Member of the House of Representatives
- In office 2003–2011
- Constituency: Jema'a/Sanga Federal Constituency

Personal details
- Born: Kaduna State, Nigeria
- Party: Peoples Democratic Party
- Occupation: Politician

= Ado Dogo Audu =

Nigerian politician

Ado Dogo Audu is a Nigerian politician, public servant, and businessman. He served as a member of the Nigerian House of Representatives for three terms, and has held public office at both federal and state levels. He is currently serving as Counselor for Political Affairs to the Governor of Kaduna State.

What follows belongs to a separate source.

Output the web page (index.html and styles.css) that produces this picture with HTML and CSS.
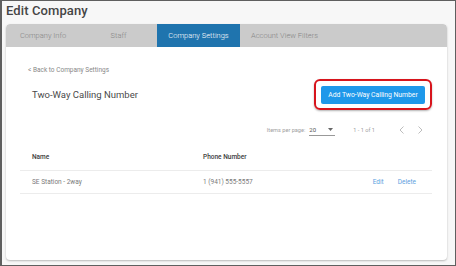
FILE: index.html
```
<!DOCTYPE html>
<html lang="en">
<head>
    <meta charset="UTF-8">
    <meta name="viewport" content="width=device-width, initial-scale=1.0">
    <title>Edit Company</title>
    <link rel="stylesheet" href="styles.css">
</head>
<body>
    <div class="frame">
        <h1 class="page-title">Edit Company</h1>

        <div class="card">
            <!-- Tabs -->
            <div class="tabs">
                <div class="tab tab-info">Company Info</div>
                <div class="tab tab-staff">Staff</div>
                <div class="tab tab-settings active">Company Settings</div>
                <div class="tab tab-filters">Account View Filters</div>
            </div>

            <div class="content">
                <a class="back-link">&lt; Back to Company Settings</a>

                <div class="header-row">
                    <h2 class="section-title">Two-Way Calling Number</h2>
                    <div class="highlight">
                        <button class="add-button">Add Two-Way Calling Number</button>
                    </div>
                </div>

                <!-- Pager -->
                <div class="pager">
                    <span class="pager-label">Items per page:</span>
                    <div class="pager-select">
                        <span>20</span>
                        <svg width="5" height="3" viewBox="0 0 5 3"><path d="M0 0 L5 0 L2.5 3 Z" fill="#666"/></svg>
                    </div>
                    <span class="pager-range">1 - 1 of 1</span>
                    <svg class="chev" width="5" height="8" viewBox="0 0 5 8"><path d="M4.5 0.5 L1 4 L4.5 7.5" fill="none" stroke="#b5b5b5" stroke-width="0.9"/></svg>
                    <svg class="chev chev-next" width="5" height="8" viewBox="0 0 5 8"><path d="M0.5 0.5 L4 4 L0.5 7.5" fill="none" stroke="#b5b5b5" stroke-width="0.9"/></svg>
                </div>

                <!-- Table -->
                <div class="table">
                    <div class="row head">
                        <div class="cell cell-name">Name</div>
                        <div class="cell cell-phone">Phone Number</div>
                    </div>
                    <div class="row">
                        <div class="cell cell-name">SE Station - 2way</div>
                        <div class="cell cell-phone">1 (941) 555-5557</div>
                        <div class="cell cell-actions">
                            <a class="link">Edit</a>
                            <a class="link">Delete</a>
                        </div>
                    </div>
                </div>
            </div>
        </div>
    </div>
</body>
</html>
```

FILE: styles.css
```
body {
    margin: 0;
    font-family: Roboto, "Liberation Sans", Arial, sans-serif;
}

.frame {
    width: 456px;
    height: 266px;
    box-sizing: border-box;
    border: 1px solid #5f5f5f;
    border-left-width: 2px;
    background: #f7f7f7;
    padding: 0 8px 0 4px;
    overflow: hidden;
}

.page-title {
    margin: 0 0 3px 0;
    font-size: 13px;
    line-height: 20px;
    font-weight: 500;
    color: #454545;
    letter-spacing: 0.1px;
}

/* Card */
.card {
    width: 441px;
    height: 236px;
    background: #fff;
    border-radius: 4px;
    box-shadow: 0 1px 2px rgba(0, 0, 0, 0.25);
    overflow: hidden;
}

.tabs {
    display: flex;
    height: 23px;
    background: #cbcbcb;
    border-radius: 4px 4px 0 0;
}

.tab {
    font-size: 7.5px;
    line-height: 23px;
    font-weight: 300;
    color: #858585;
    text-align: center;
}

.tab-info { width: 74px; }
.tab-staff { width: 77px; }
.tab-settings { width: 83px; }
.tab-filters {
    flex: 1;
    text-align: left;
    padding-left: 11px;
}

.tab.active {
    background: #1f74ae;
    color: #fff;
}

.content {
    padding: 18px 15px 0 14px;
}

.back-link {
    display: block;
    margin-left: 8px;
    font-size: 6.5px;
    line-height: 10px;
    color: #888;
}

.header-row {
    display: flex;
    align-items: center;
    justify-content: space-between;
    margin-top: 2px;
    height: 35px;
}

.section-title {
    margin: 0 0 0 12px;
    font-size: 9.5px;
    font-weight: 400;
    color: #4a4a4a;
}

.highlight {
    border: 2px solid #d7141c;
    border-radius: 6px;
    padding: 5px 5px;
    height: 31px;
    box-sizing: border-box;
    width: 118px;
    display: flex;
    align-items: center;
    box-shadow: 0 1px 2px rgba(0, 0, 0, 0.3);
}

.add-button {
    width: 104px;
    height: 18px;
    border: none;
    border-radius: 2px;
    background: #1e98ea;
    color: #fff;
    font-family: inherit;
    font-size: 6.8px;
    padding: 0;
    cursor: pointer;
}

.pager {
    display: flex;
    align-items: center;
    justify-content: flex-end;
    height: 16px;
    margin-top: 10px;
    padding-right: 9px;
    font-size: 5.6px;
    color: #a0a0a0;
}

.pager-select {
    display: flex;
    align-items: center;
    justify-content: space-between;
    width: 26px;
    height: 12px;
    margin-left: 4px;
    border-bottom: 1px solid #999;
    color: #555;
    font-size: 6px;
    box-sizing: border-box;
    padding-right: 2px;
}

.pager-range {
    margin-left: 18px;
}

.chev {
    margin-left: 24px;
}

.chev-next {
    margin-left: 14px;
}

.table {
    margin-top: 6px;
}

.row {
    display: flex;
    align-items: center;
    height: 22px;
    border-bottom: 1px solid #ececec;
    font-size: 6.5px;
    color: #7a7a7a;
}

.row.head {
    height: 26px;
    color: #3c3c3c;
    font-weight: 500;
}

.cell-name {
    width: 171px;
    padding-left: 12px;
}

.cell-phone {
    flex: 1;
    color: #7a7a7a;
}

.row.head .cell-phone {
    color: #3c3c3c;
}

.cell-actions {
    display: flex;
    gap: 14px;
    padding-right: 16px;
}

.link {
    color: #5d9fe0;
}
```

== Early life and education ==
Ado Dogo Audu holds a Diploma in Public Administration. He has attended several professional training programmes in Nigeria and abroad, including courses at the International Institute of Labour in Maryland, United States, and Harbour University in London, United Kingdom. He also received specialised training in Water Management in Turin, Italy, as well as Cutting and Polishing in South Korea and Thailand.

== Career ==

=== Political career ===
Audu began his political career as a member of the Nigerian House of Representatives, representing the Jema'a/Sanga Federal Constituency. He served in the House for three terms from 1999 to 2011, during which he held several committee leadership positions. He served as Chairman of the Sub-Committee on Foreign Affairs (Asia-Pacific) from 1999 to 2003, Chairman of the House Committee on Army from 2003 to 2007, and Chairman of the House Committee on Labour, Employment and Productivity from 2007 to 2011. After leaving the National Assembly, Audu served as the Commissioner for Water Resources in Kaduna State from 2013 to 2015. During his tenure, he was responsible for overseeing matters relating to water resources management and development in the state. In 2025, Audu was appointed Counselor for Political Affairs to the Governor of Kaduna State by Governor Uba Sani.

=== Business career ===
Audu has been associated with several mining companies, including Minafric Mining Company Limited, where he serves as Managing Director, Madu Kana Mining Company Limited as a Director, and Narada Mining Company Limited as a Co-Owner.